Asked by the independent television station STV for his reaction to the scandal, Waty said “Newspapers are not courts, I have no proof that what is said is true. I trust my predecessor. When I was there, I saw no signs of what has been reported”.
Waty seems unaware that the source of the accusation against Viegas is not any media report, but a document signed by Brazilian federal prosecutors and by officials from Embraer itself.
Embraer was accused of bribing officials, not only in Mozambique, but also in India, Saudi Arabia and the Dominican Republic. It reached a settlement both in Brazil and in the United States, which involved paying total fines of around 225 million US dollars, and giving full details of the bribes.

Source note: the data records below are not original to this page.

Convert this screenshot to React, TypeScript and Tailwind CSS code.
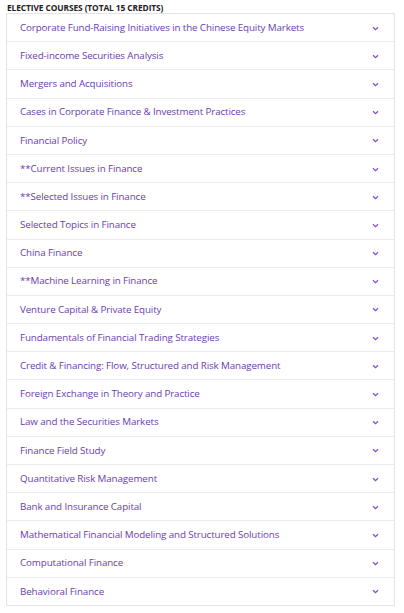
import React from "react";

const courses = [
  "Corporate Fund-Raising Initiatives in the Chinese Equity Markets",
  "Fixed-income Securities Analysis",
  "Mergers and Acquisitions",
  "Cases in Corporate Finance & Investment Practices",
  "Financial Policy",
  "**Current Issues in Finance",
  "**Selected Issues in Finance",
  "Selected Topics in Finance",
  "China Finance",
  "**Machine Learning in Finance",
  "Venture Capital & Private Equity",
  "Fundamentals of Financial Trading Strategies",
  "Credit & Financing: Flow, Structured and Risk Management",
  "Foreign Exchange in Theory and Practice",
  "Law and the Securities Markets",
  "Finance Field Study",
  "Quantitative Risk Management",
  "Bank and Insurance Capital",
  "Mathematical Financial Modeling and Structured Solutions",
  "Computational Finance",
  "Behavioral Finance",
];

function Chevron() {
  return (
    <svg width="7" height="5" viewBox="0 0 7 5" fill="none">
      <path d="M1 1.2 L3.5 3.6 L6 1.2" stroke="#7b4fc8" strokeWidth="1.2" />
    </svg>
  );
}

export default function App() {
  return (
    <div
      className="w-[404px] h-[613px] bg-white pl-[6px] pr-[9px] pt-[1px]"
      style={{ fontFamily: '"Open Sans", "Noto Sans", sans-serif' }}
    >
      <div className="h-[12px] leading-[13px] text-[8.4px] font-bold text-[#222] tracking-[-0.1px] pl-[1px]">
        ELECTIVE COURSES (TOTAL 15 CREDITS)
      </div>
      <div className="border border-[#e3e3e3]">
        {courses.map((c, i) => (
          <div
            key={i}
            className={`flex items-center justify-between pl-[13px] pr-[15px] pt-[1px] ${
              i < courses.length - 1 ? "h-[28.2px] border-b border-[#ebebeb]" : "h-[27.2px]"
            }`}
          >
            <span className="text-[9.8px] text-[#6a3db0] tracking-[-0.12px]">{c}</span>
            <Chevron />
          </div>
        ))}
      </div>
    </div>
  );
}
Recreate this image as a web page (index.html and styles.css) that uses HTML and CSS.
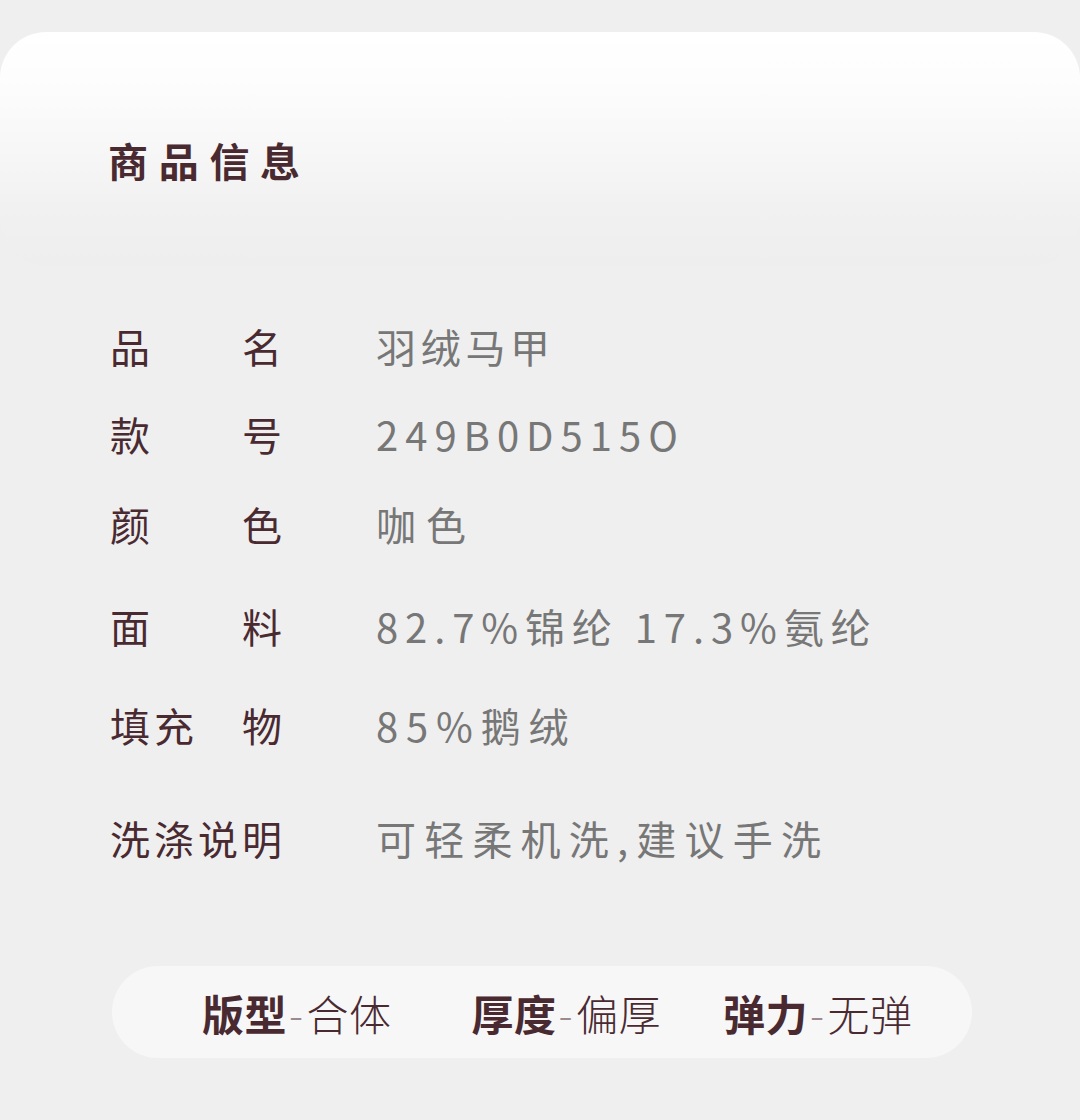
FILE: index.html
```html
<!DOCTYPE html>
<html lang="zh-CN">
<head>
<meta charset="utf-8">
<title>商品信息</title>
<link rel="stylesheet" href="styles.css">
</head>
<body>
<div class="page">
  <header class="head-card">
    <h1 class="title">商品信息</h1>
  </header>
  <section class="info">
    <div class="row row-name"><span class="label">品　　名</span><span class="value">羽绒马甲</span></div>
    <div class="row row-sku"><span class="label">款　　号</span><span class="value">249B0D515O</span></div>
    <div class="row row-color"><span class="label">颜　　色</span><span class="value">咖色</span></div>
    <div class="row row-fabric"><span class="label">面　　料</span><span class="value">82.7%锦纶 17.3%氨纶</span></div>
    <div class="row row-fill"><span class="label">填充　物</span><span class="value">85%鹅绒</span></div>
    <div class="row row-wash"><span class="label">洗涤说明</span><span class="value">可轻柔机洗,建议手洗</span></div>
  </section>
  <div class="traits">
    <span class="trait trait-fit"><b>版型</b><span class="dash">-</span><span class="val">合体</span></span>
    <span class="trait trait-thick"><b>厚度</b><span class="dash">-</span><span class="val">偏厚</span></span>
    <span class="trait trait-stretch"><b>弹力</b><span class="dash">-</span><span class="val">无弹</span></span>
  </div>
</div>
</body>
</html>
```
FILE: styles.css
```css
html, body {
  margin: 0;
  padding: 0;
  background: #efefef;
}
body {
  font-family: "Noto Sans CJK SC", "Noto Sans", sans-serif;
  color: #4a2a31;
}
.page {
  width: 1080px;
  height: 1120px;
  padding-top: 32px;
  box-sizing: border-box;
  overflow: hidden;
}
.head-card {
  height: 234px;
  border-radius: 46px;
  background: linear-gradient(180deg, #ffffff 0%, #fdfdfd 20%, #f8f8f8 45%, #f1f1f1 75%, #eeeeee 100%);
  padding: 100px 0 0 108px;
  box-sizing: border-box;
}
.title {
  margin: 0;
  font-size: 40px;
  font-weight: 700;
  letter-spacing: 10.7px;
  line-height: 56px;
  color: #4a2a31;
}
.info {
  padding: 50px 0 0 110px;
}
.row {
  display: grid;
  grid-template-columns: 266px 1fr;
  align-items: center;
  height: 60px;
  font-size: 40px;
  line-height: 60px;
}
.label {
  letter-spacing: 4px;
  white-space: pre;
  color: #4a2a31;
}
.value {
  color: #777777;
  letter-spacing: 8px;
}
.row-name .value { letter-spacing: 4.7px; }
.row-sku .value { letter-spacing: 7px; }
.row-color .value { letter-spacing: 10px; }
.row-fabric .value { letter-spacing: 6.9px; }
.row-fill .value { letter-spacing: 7.8px; }
.row-wash .value { letter-spacing: 8.2px; }
.row-sku { margin-top: 28px; }
.row-color { margin-top: 30px; }
.row-fabric { margin-top: 42px; }
.row-fill { margin-top: 39px; }
.row-wash { margin-top: 53px; }
.traits {
  margin: 98px 0 0 112px;
  width: 860px;
  height: 92px;
  border-radius: 46px;
  background: #f7f7f7;
  display: flex;
  align-items: center;
  padding-left: 90px;
  box-sizing: border-box;
  font-size: 42px;
}
.trait {
  display: inline-flex;
  align-items: center;
  white-space: nowrap;
  letter-spacing: 0.5px;
}
.trait-thick { margin-left: 80px; }
.trait-stretch { margin-left: 62px; }
.trait b {
  font-weight: 700;
  color: #4a2a31;
}
.dash {
  color: #9c8a8e;
  font-weight: 300;
  margin: 0 3px 0 2px;
}
.val {
  font-weight: 300;
  color: #4a2a31;
}
```
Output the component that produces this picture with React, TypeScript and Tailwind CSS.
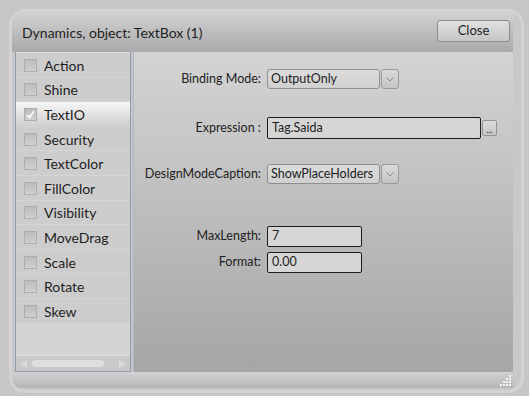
import React from 'react';

const items = [
  'Action',
  'Shine',
  'TextIO',
  'Security',
  'TextColor',
  'FillColor',
  'Visibility',
  'MoveDrag',
  'Scale',
  'Rotate',
  'Skew',
];

const Chevron = () => (
  <svg width="10" height="7" viewBox="0 0 10 7">
    <path d="M1.5 1.5 L5 5 L8.5 1.5" fill="none" stroke="#f4f4f6" strokeWidth="2.4" />
    <path d="M1.5 1.5 L5 5 L8.5 1.5" fill="none" stroke="#8f8f9a" strokeWidth="1.3" />
  </svg>
);

const Dropdown = ({ value }: { value: string }) => (
  <div className="flex h-[20px] gap-px">
    <div className="flex w-[113px] items-center rounded-[3px] border border-[#8e8e8e] bg-gradient-to-b from-[#dcdcdc] to-[#d0d0d0] pl-[3px] text-[12.5px]">
      {value}
    </div>
    <div className="flex w-[18px] items-center justify-center rounded-[3px] border border-[#9a9a9a] bg-gradient-to-b from-[#dadada] to-[#c4c4c4]">
      <Chevron />
    </div>
  </div>
);

const CheckBox = ({ checked }: { checked: boolean }) => (
  <div className="flex h-[13px] w-[13px] items-center justify-center border border-[#aeaeae] bg-gradient-to-b from-[#bcbcbc] to-[#d0d0d0]">
    {checked && (
      <svg width="11" height="11" viewBox="0 0 11 11">
        <path d="M2 6 L4.5 8.5 L9 2" fill="none" stroke="#ffffff" strokeWidth="1.6" />
      </svg>
    )}
  </div>
);

const Grip = () => (
  <svg width="12" height="11" viewBox="0 0 12 11">
    {[
      [9, 0], [9, 3], [6, 3], [9, 6], [6, 6], [3, 6], [9, 9], [6, 9], [3, 9], [0, 9],
    ].map(([x, y], i) => (
      <rect key={i} x={x} y={y} width="2" height="2" fill="#f2f4f8" />
    ))}
  </svg>
);

const App = () => {
  return (
    <div
      className="h-[396px] w-[529px] bg-[#c6c6c6] pb-[3px] pl-[9px] pr-[5px] pt-[9px] text-[#1e1e1e]"
      style={{ fontFamily: 'Lato, "Noto Sans", sans-serif' }}
    >
      <div className="flex h-full flex-col overflow-hidden rounded-[16px] border-[3px] border-[#d3d3d3] bg-[#c8c8c8] pr-[8px]">
        {/* header */}
        <div className="flex h-[40px] shrink-0 items-center justify-between rounded-tl-[12px] bg-gradient-to-b from-[#d2d2d2] to-[#a9a9a9] pl-[10px] pr-[3px]">
          <span className="mt-[1px] text-[14px]">Dynamics, object: TextBox (1)</span>
          <button className="mb-[2px] flex h-[22px] w-[73px] items-center justify-center rounded-[3px] border border-[#8c8c8c] bg-gradient-to-b from-[#e0e0e0] to-[#c6c6c6] text-[13px]">
            Close
          </button>
        </div>

        {/* body */}
        <div className="flex h-[320px] shrink-0 pl-[3px]">
          <div className="flex w-[116px] flex-col border-x border-b border-[#8f9cac] bg-[#d4d4d4]">
            <div className="flex flex-col gap-px border-t border-[#dedede]">
              {items.map((item) => {
                const active = item === 'TextIO';
                return (
                  <div
                    key={item}
                    className={
                      active
                        ? 'flex h-[23.6px] items-center gap-[7px] bg-gradient-to-b from-[#f6f6f6] to-[#cfcfcf] pl-[8px] pt-[1px] text-[14px]'
                        : 'flex h-[23.6px] items-center gap-[7px] bg-[#cdcdcd] pl-[8px] pt-[1px] text-[14px]'
                    }
                  >
                    <CheckBox checked={active} />
                    <span>{item}</span>
                  </div>
                );
              })}
            </div>
            <div className="flex-1" />
            <div className="flex h-[16px] items-center gap-[5px] border-t border-[#dcdcdc] bg-[#c9c9c9] px-[4px]">
              <span className="h-0 w-0 border-y-[4px] border-r-[7px] border-y-transparent border-r-[#dadada]" />
              <div className="h-[7px] w-[72px] rounded-full bg-[#dedede]" />
              <div className="flex-1" />
              <span className="h-0 w-0 border-y-[4px] border-l-[7px] border-y-transparent border-l-[#dadada]" />
            </div>
          </div>

          <div className="w-[2px] bg-[#c4c6ca]" />

          <div className="flex flex-1 flex-col border-l border-[#b0b7c0] bg-gradient-to-b from-[#d4d4d4] to-[#a6a6a6] pt-[17px] text-[12.5px]">
            <div className="flex items-center">
              <span className="w-[129px] pr-[2px] text-right">Binding Mode:</span>
              <div className="ml-[4px]">
                <Dropdown value="OutputOnly" />
              </div>
            </div>

            <div className="mt-[28px] flex items-center">
              <span className="w-[129px] pr-[2px] text-right">Expression :</span>
              <div className="ml-[4px] flex h-[22px] w-[214px] items-center rounded-[2px] border border-[#1c1c1c] bg-[#d6d6d6] pl-[4px]">
                Tag.Saida
              </div>
              <div className="ml-px flex h-[16px] w-[15px] items-end justify-center rounded-[2px] border border-[#959595] bg-gradient-to-b from-[#dcdcdc] to-[#c4c4c4] pb-[1px] text-[9px] leading-[9px]">
                ...
              </div>
            </div>

            <div className="mt-[25px] flex items-center">
              <span className="w-[129px] pr-[2px] text-right">DesignModeCaption:</span>
              <div className="ml-[4px]">
                <Dropdown value="ShowPlaceHolders" />
              </div>
            </div>

            <div className="mt-[42px] flex items-center">
              <span className="w-[129px] pr-[2px] text-right">MaxLength:</span>
              <div className="ml-[4px] flex h-[21px] w-[95px] items-center rounded-[2px] border border-[#1c1c1c] bg-[#d6d6d6] pl-[4px]">
                7
              </div>
            </div>

            <div className="mt-[5px] flex items-center">
              <span className="w-[129px] pr-[2px] text-right">Format:</span>
              <div className="ml-[4px] flex h-[21px] w-[95px] items-center rounded-[2px] border border-[#1c1c1c] bg-[#d6d6d6] pl-[4px]">
                0.00
              </div>
            </div>
          </div>
        </div>

        {/* footer */}
        <div className="flex h-[16px] shrink-0 items-center justify-end bg-gradient-to-b from-[#d2d2d2] to-[#b6b6b6] pr-[1px]">
          <Grip />
        </div>
      </div>
    </div>
  );
};

export default App;
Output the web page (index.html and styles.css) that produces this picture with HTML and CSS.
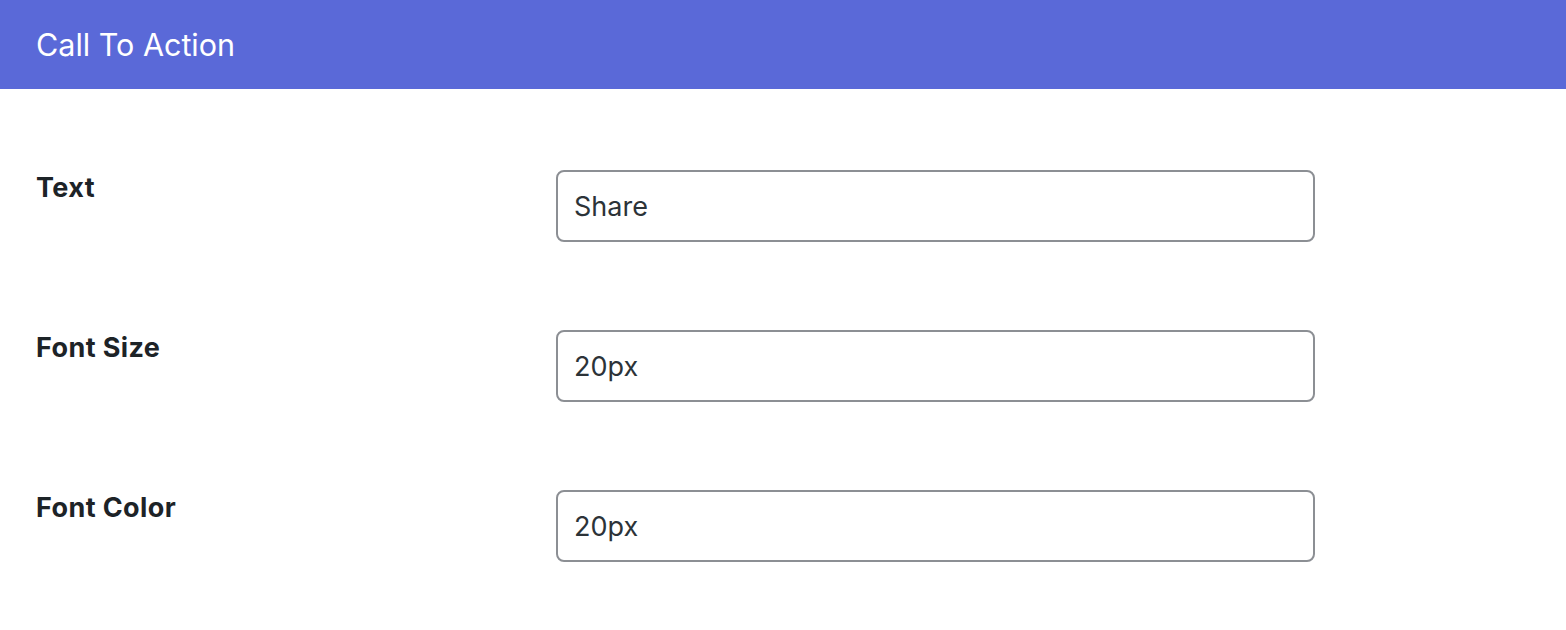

Despite his apparent trust in Viegas, Waty also hoped that prosecutors in Mozambique will investigate the case. “We hope that Mozambican justice plays its role”, he said. “I believe that it will intervene and that it will be impartial, equidistant, just and speedy to clear up what happened”.
A representative of the Mozambican Bar Association (OAM), Filipe Sitoe, told STV “the judicial bodies should do their work, and with full respect for the rights of the suspect”.
A second person named in the Brazilian document is Mateus Zimba, who at the time was the manager in Mozambique for the South African petrochemical giant, Sasol, and is now regional director of the US company, General Electric.
Zimba was allegedly a middleman in the bribe, setting up a fake company, named Xihevele, and registered in Sao Tome and Principe, which received the money from Embraer in an account in Portugal.
The independent newssheet “Mediafax” caught up with Zimba on Thursday at a conference on natural gas held in Maputo’s Joaquim Chissano Conference Centre and tried to ask him about the scandal.
According to Friday’s issue of the paper, Zimba replied “There’s nothing I can say. I have a great deal of respect for your work”.
When the reporter tried to insist, Zimba simply said “Thank you very much”.